Arrive une femme isolée, abandonnée par son conjoint, avec trois enfants. Elle craque littéralement, me demande pourquoi ses demandes sont restées sans réponses... Que puis-je lui dire, à part ces phrases que nous savons par cœur ? « Les délais sont les délais, Madame. Il y a énormément de personnes dans votre situation. Il y a huit semaines de traitement si tout va bien et que votre dossier est bien complet. Sinon, rajoutez huit semaines de plus. En attendant, voyez une assistante sociale pour des colis alimentaires ». Pas vraiment la réponse qu’elle attendait.
Que faire d’autre ? Souvent, dans ces cas, on s’appuie sur nos cadres, qui essayent de résoudre le plus de demandes possible, même si ce n’est pas conforme aux règles internes de la CAF.
Victimes de la crise
Nous courons toute la journée pour essayer de rassurer, d’aider et de consoler des personnes fatiguées, frappées de plein fouet par la crise : licenciements économiques, délocalisations, divorces, accidents de travail non payés du fait de la longueur des procédures, familles SDF avec enfants sans hébergement pour la nuit... Nous sommes conseillers, mais aussi, dans les faits, psychologues, conseillers conjugaux, médiateurs et tuteurs.

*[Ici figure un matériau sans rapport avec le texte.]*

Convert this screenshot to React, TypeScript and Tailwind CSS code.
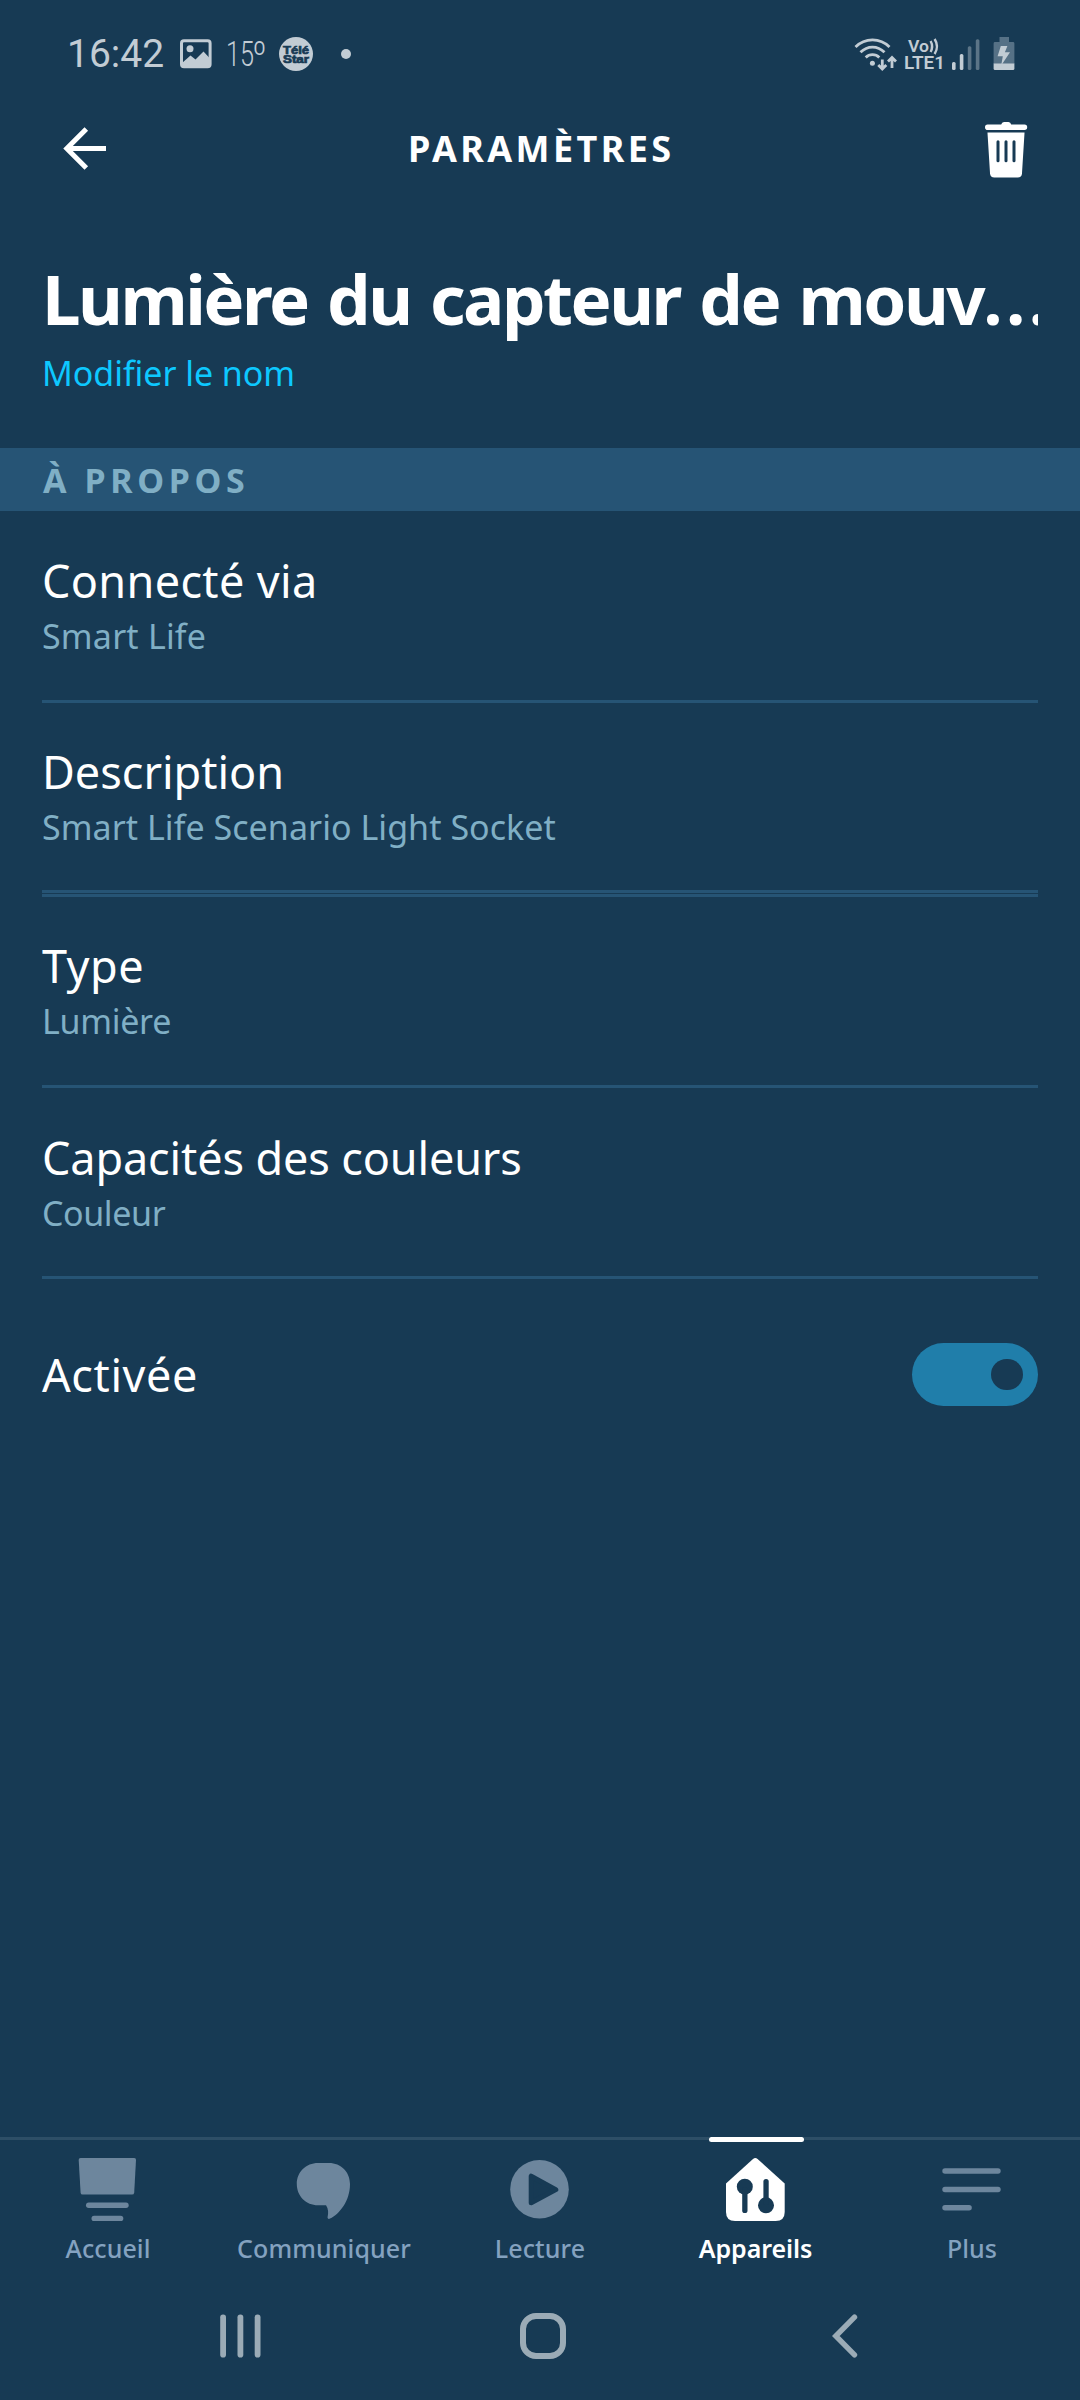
import React, { useState } from 'react';
import * as Switch from '@radix-ui/react-switch';

const details = [
  {
    label: 'Connecté via',
    value: 'Smart Life',
    row: 'h-[192px] pb-[42px] border-b-[3px]',
    labelTracking: 'tracking-[0.35px]',
    valueTracking: 'tracking-[0.2px]',
  },
  {
    label: 'Description',
    value: 'Smart Life Scenario Light Socket',
    row: 'h-[190px] pb-[41px] border-b-[3px]',
    labelTracking: 'tracking-[0px]',
    valueTracking: 'tracking-[0.05px]',
  },
  {
    label: 'Type',
    value: 'Lumière',
    row: 'mt-px h-[194px] pb-[42px] border-t-[3px] border-b-[3px]',
    labelTracking: 'tracking-[0.5px]',
    valueTracking: 'tracking-[-0.3px]',
  },
  {
    label: 'Capacités des couleurs',
    value: 'Couleur',
    row: 'h-[191px] pb-[41px] border-b-[3px]',
    labelTracking: 'tracking-[-0.13px]',
    valueTracking: 'tracking-[-0.4px]',
  },
];

function HomeIcon() {
  return (
    <svg viewBox="0 0 64 64" className="w-16 h-16" fill="currentColor">
      <path d="M4.5 1H58.2Q60.1 1 60 3L58.2 35.7Q58 37.6 56 37.6H6.6Q4.8 37.6 4.6 35.7L2.7 3Q2.6 1 4.5 1Z" />
      <rect x="10" y="45.5" width="42.7" height="5.5" rx="2.7" />
      <rect x="15.5" y="58.7" width="31.8" height="5.3" rx="2.6" />
    </svg>
  );
}

function ChatIcon() {
  return (
    <svg viewBox="0 0 64 64" className="w-16 h-16" fill="currentColor">
      <path d="M26 6H37C49 6 58 15 58 27C58 44 47.5 57 38 61.6C36.5 62.4 35.3 61.5 35.6 60C36.5 56 36.5 52 34 48.3H26C14 48.3 4.8 39 4.8 27S14 6 26 6Z" />
    </svg>
  );
}

function PlayIcon() {
  return (
    <svg viewBox="0 0 64 64" className="w-16 h-16">
      <circle cx="31.5" cy="32.3" r="29.3" fill="currentColor" />
      <path
        d="M23.2 19.2V45.8L47.8 32.6Z"
        fill="#173a54"
        stroke="#173a54"
        strokeWidth="5"
        strokeLinejoin="round"
      />
    </svg>
  );
}

function DevicesIcon() {
  return (
    <svg viewBox="0 0 64 64" className="w-16 h-16">
      <path
        d="M29 2Q31.3 0 33.6 2L60.7 26.5V55Q60.7 64 51.7 64H11Q2 64 2 55V26.5Z"
        fill="currentColor"
      />
      <g fill="#173a54">
        <circle cx="20.8" cy="29.7" r="8" />
        <rect x="18.2" y="30" width="5.3" height="26" rx="2.6" />
        <circle cx="42" cy="48.3" r="8" />
        <rect x="39.4" y="22" width="5.3" height="26" rx="2.6" />
      </g>
    </svg>
  );
}

function MoreIcon() {
  return (
    <svg viewBox="0 0 64 64" className="w-16 h-16" fill="currentColor">
      <rect x="2.3" y="11.3" width="58.4" height="5.5" rx="2.7" />
      <rect x="2.3" y="29.7" width="58.4" height="5.5" rx="2.7" />
      <rect x="2.3" y="48" width="29.5" height="5.5" rx="2.7" />
    </svg>
  );
}

const tabs = [
  { name: 'Accueil', icon: <HomeIcon /> },
  { name: 'Communiquer', icon: <ChatIcon /> },
  { name: 'Lecture', icon: <PlayIcon /> },
  { name: 'Appareils', icon: <DevicesIcon /> },
  { name: 'Plus', icon: <MoreIcon /> },
];

function StatusBar() {
  return (
    <div className="flex items-center h-[106px] pt-px pl-[67px] pr-[65px] font-['Roboto',sans-serif] text-[#c2ccd4]">
      <span className="w-[113px] pt-px text-[39px] leading-[46px]">16:42</span>
      <svg viewBox="0 0 32 30" className="w-8 h-[30px]">
        <rect x="1.5" y="1.8" width="28.6" height="26" rx="2.5" fill="none" stroke="currentColor" strokeWidth="3" />
        <circle cx="10" cy="9.8" r="3.5" fill="currentColor" />
        <path d="M2 24L10.5 16.5L15.5 20.5L23.5 12.5L30 19.5V28H2Z" fill="currentColor" />
      </svg>
      <svg viewBox="0 0 42 46" className="w-[42px] h-[46px] ml-[14px]" fill="currentColor">
        <text x="0" y="35.3" fontSize="34.5" fontWeight="300" textLength="28" lengthAdjust="spacingAndGlyphs">
          15
        </text>
        <text x="26.5" y="35.3" fontSize="34.5" fontWeight="300" textLength="14" lengthAdjust="spacingAndGlyphs">
          º
        </text>
      </svg>
      <svg viewBox="0 0 34 34" className="w-[34px] h-[34px] ml-[11px]">
        <circle cx="17" cy="17" r="17" fill="currentColor" />
        <g fill="#173a54" stroke="#173a54" strokeWidth="0.7" fontFamily="Liberation Sans" fontWeight="700">
          <text x="4" y="16.8" fontSize="11" textLength="26" lengthAdjust="spacingAndGlyphs">Télé</text>
          <text x="4" y="25.6" fontSize="10" textLength="26" lengthAdjust="spacingAndGlyphs">Star</text>
        </g>
      </svg>
      <span className="w-[10px] h-[10px] ml-7 rounded-full bg-[#c2ccd4]" />

      <div className="flex items-center ml-auto">
        <svg viewBox="0 0 48 36" className="w-12 h-9" fill="none" stroke="currentColor" strokeWidth="2.8">
          <path d="M3.5 11C13 1.5 28 1.5 37.5 11" />
          <path d="M8.5 16.3C15.5 9.3 25.5 9.3 32.5 16.3" />
          <path d="M13.7 21.5C17.5 17.7 23.5 17.7 27.3 21.5" />
          <circle cx="20.4" cy="27.3" r="2.5" fill="currentColor" stroke="none" />
          <path d="M30.3 23.5V32.5M26.3 29L30.3 33L34.3 29" />
          <path d="M40 32V22M36 25.5L40 21.5L44 25.5" />
        </svg>
        <svg viewBox="0 -6 46 48" className="w-[46px] h-12 ml-[3px]" fill="currentColor">
          <text x="5" y="15.6" fontSize="17" fontWeight="600" textLength="21" lengthAdjust="spacingAndGlyphs">Vo</text>
          <text x="1" y="33.4" fontSize="18" fontWeight="600" textLength="41" lengthAdjust="spacingAndGlyphs">LTE1</text>
          <path d="M27.6 5Q30.6 10.5 27.6 16M31.6 3Q36.4 10.5 31.6 18" fill="none" stroke="currentColor" strokeWidth="2.4" />
        </svg>
        <svg viewBox="0 0 32 36" className="w-8 h-9 ml-0.5" fill="currentColor">
          <rect x="1" y="26" width="3.6" height="8" rx="1.5" />
          <rect x="8.8" y="18" width="3.6" height="16" rx="1.5" />
          <rect x="16.8" y="10.3" width="3.6" height="23.7" rx="1.5" opacity="0.4" />
          <rect x="24.8" y="3.2" width="3.6" height="30.8" rx="1.5" opacity="0.4" />
        </svg>
        <svg viewBox="0 0 22 36" className="w-[22px] h-9 ml-[10px]">
          <path d="M6.5 1H16V6H20Q21.4 6 21.4 7.4V28H.6V7.4Q.6 6 2 6H6.5Z" fill="#567186" />
          <path d="M.6 27.6H21.4V32.4Q21.4 34 20 34H2Q.6 34 .6 32.4Z" fill="currentColor" />
          <path d="M7.8 10H14.4L11.9 16.3H17L8.2 29.5L9.8 20.3H4.6Z" fill="currentColor" />
        </svg>
      </div>
    </div>
  );
}

export default function App() {
  const [enabled, setEnabled] = useState(true);
  const [active, setActive] = useState('Appareils');

  return (
    <div className="flex flex-col w-[1080px] h-[2400px] overflow-hidden bg-[#173a54] font-['Noto_Sans',sans-serif] text-white">
      <StatusBar />

      <header className="flex items-center h-[84px] pl-[63px] pr-[52px] pt-[2px]">
        <button className="w-11">
          <svg viewBox="0 0 44 44" className="w-11 h-11" fill="none" stroke="currentColor" strokeWidth="5">
            <path d="M43 21.5H4M23.3 2L3.8 21.5L23.3 41" />
          </svg>
        </button>
        <h1 className="ml-[301px] text-[36px] leading-[50px] font-bold tracking-[3.4px]">PARAMÈTRES</h1>
        <button className="w-11 ml-auto pt-[2px]">
          <svg viewBox="0 0 44 56" className="w-11 h-14" fill="currentColor">
            <path d="M17.2 2.5Q17.8 0 20 0H24.5Q26.6 0 27.2 2.5H40.5Q43.2 2.5 43.2 5.2T40.5 8H3.8Q1 8 1 5.2T3.8 2.5Z" />
            <path d="M3.5 10.5H40.5L38 51.5Q37.7 55.5 33.7 55.5H10.3Q6.4 55.5 6 51.5Z" />
            <g fill="#173a54">
              <rect x="12.5" y="18.2" width="3" height="22" rx="1.5" />
              <rect x="20.5" y="18.2" width="3" height="22" rx="1.5" />
              <rect x="28.5" y="18.2" width="3" height="22" rx="1.5" />
            </g>
          </svg>
        </button>
      </header>

      <main className="flex-1">
        <div className="px-[42px] pt-[61px]">
          <h2 className="overflow-hidden whitespace-nowrap text-[69px] leading-[94px] font-bold tracking-[-2.5px] [word-spacing:4px]">
            Lumière du capteur de mouv<span className="tracking-[3.4px]">...</span>
          </h2>
          <a className="block mt-[6px] text-[34px] leading-[44px] tracking-[-0.05px] text-[#0dc8ff]">
            Modifier le nom
          </a>
        </div>

        <h3 className="flex items-center h-[63px] mt-[53px] pt-[2px] pl-[43px] bg-[#265475] text-[34px] font-bold tracking-[4.6px] text-[#80afc5]">
          À PROPOS
        </h3>

        <div className="px-[42px]">
          {details.map(d => (
            <div key={d.label} className={`flex flex-col justify-end border-[#265475] ${d.row}`}>
              <p className={`text-[45px] leading-[60px] ${d.labelTracking}`}>{d.label}</p>
              <p className={`mt-[3px] text-[34px] leading-[44px] text-[#80afc5] ${d.valueTracking}`}>{d.value}</p>
            </div>
          ))}

          {/* Enable toggle */}
          <label className="flex items-center justify-between mt-16">
            <span className="text-[45px] leading-[60px] tracking-[0.6px]">Activée</span>
            <Switch.Root
              checked={enabled}
              onCheckedChange={setEnabled}
              className="flex items-center w-[126px] h-[63px] px-[15px] rounded-full bg-[#3f5f78] data-[state=checked]:justify-end data-[state=checked]:bg-[#207eaa]"
            >
              <Switch.Thumb className="block w-[32px] h-[31px] rounded-full bg-[#173a54]" />
            </Switch.Root>
          </label>
        </div>
      </main>

      <nav className="grid grid-cols-5 h-[149px] border-t-[3px] border-[#2d4e66]">
        {tabs.map(tab => (
          <button
            key={tab.name}
            onClick={() => setActive(tab.name)}
            className={
              active === tab.name
                ? 'relative flex flex-col items-center pt-[17px] font-semibold text-white'
                : 'relative flex flex-col items-center pt-[17px] font-medium text-[#6d869d]'
            }
          >
            {active === tab.name && (
              <span className="absolute -top-[3px] left-[61px] w-[95px] h-[5px] rounded-full bg-white" />
            )}
            {tab.icon}
            <span
              className={
                active === tab.name
                  ? 'mt-[10px] pr-px text-[25px] leading-[34px] tracking-[-0.1px]'
                  : 'mt-[10px] text-[25px] leading-[34px] tracking-[0.1px] text-[#84a2c0]'
              }
            >
              {tab.name}
            </span>
          </button>
        ))}
      </nav>

      {/* Android buttons */}
      <div className="flex items-center h-[114px] pl-[219px] pr-[222px] pb-[15px] text-[#9babb6]">
        <svg viewBox="0 0 42 44" className="w-[42px] h-11" fill="currentColor">
          <rect x="1.2" y="0.5" width="5.8" height="43" rx="2.8" />
          <rect x="18.5" y="0.5" width="5.8" height="43" rx="2.8" />
          <rect x="35.7" y="0.5" width="5.8" height="43" rx="2.8" />
        </svg>
        <svg viewBox="0 0 48 48" className="w-12 h-12 ml-[258px]" fill="none" stroke="currentColor" strokeWidth="6">
          <rect x="4" y="4" width="40" height="40" rx="13" />
        </svg>
        <svg viewBox="0 0 26 44" className="w-[26px] h-11 ml-auto" fill="none" stroke="currentColor" strokeWidth="5.4" strokeLinecap="round">
          <path d="M22.5 3.2L3.8 22L22.5 40.8" />
        </svg>
      </div>
    </div>
  );
}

Nous travaillons avec comme seul outil le site caf.fr. Notre hiérarchie nous interdit d’aller plus loin. Le traitement et l’étude des dossiers sont réalisés dans un autre service. Par ailleurs, nous ne pouvons pas faire les démarches à la place des allocataires : nous naviguons d’allocataire en allocataire, en leur indiquant expressément de tenir la souris et de cliquer aux endroits indiqués. Mais lorsque nous sommes débordés, nous allons au plus vite, prenons la souris et faisons les démarches pour eux.
Nous nous sentons frustrés de ne pas pouvoir aller plus loin. Sur le site de la CAF, plusieurs éléments nous manquent pour comprendre un dossier, par exemple le motif d’une suspension ou les documents manquant à tel dossier. Seule solution : envoyer un mail ou demander à l’allocataire d’appeler un numéro surtaxé, avec un temps d’attente assez long…
« Vous ne servez à rien ! Vous vous foutez de savoir que nous n’avons plus rien à manger ! » Nous sommes en première ligne face à la colère des allocataires. Nous ne les blâmons pas : nous savons qu’ils en veulent au système, pas aux conseillers qui les accueillent ou traitent leur dossier.
Précarité du personnel
Nous, conseillers, sommes en colère contre le gouvernement qui donne de plus en plus de travail aux différentes CAF, mais sans leur donner les moyens pour faire face à l’augmentation de la précarité. Celle-ci touche tout le monde : étudiants, chômeurs, retraités, travailleurs... Nous sommes aussi en colère face aux « solutions » temporaires : la CAF embauche des agents précaires, qui naviguent de CDD en CDD (et des périodes de chômage), et qui eux-mêmes rêvent de stabilité. Certains agents sont là, en première ligne, alors qu’eux-mêmes peinent à joindre les deux bouts. Certains agents comptent, eux aussi, sur les prestations de la CAF pour s’en sortir !
Nous avons droit à une heure pour manger, de 12h à 13h, et à deux pauses dans la journée, que nous « oublions » de prendre, souvent, car nous sommes débordés.
À 17h15, c’est fini : le silence règne, je m’assois et me demande combien de temps je vais pouvoir tenir ce rythme. La boule au ventre, je repense à cette mère isolée qui ne mangera peut-être pas ce soir. Je repense à cette famille SDF que je n’ai pas pu aider, malgré mes appels répétés au 115 (le Samu social), débordé lui aussi. Elle dormira probablement devant nos marches, ce soir, et sera là demain matin dans l’espoir qu’on lui trouve une solution.
La seule perspective, pour nous en sortir, est de lutter : pour la titularisation de nos collègues précaires (CDD, etc.), pour l’embauche de conseillers en externe, pour accueillir les allocataires dans de meilleures conditions, pour assurer un service public de qualité – et non de quantité.
Dans les transports qui me ramènent chez moi, j’essaye de me persuader que demain ça ira mieux, que demain nous trouverons les solutions.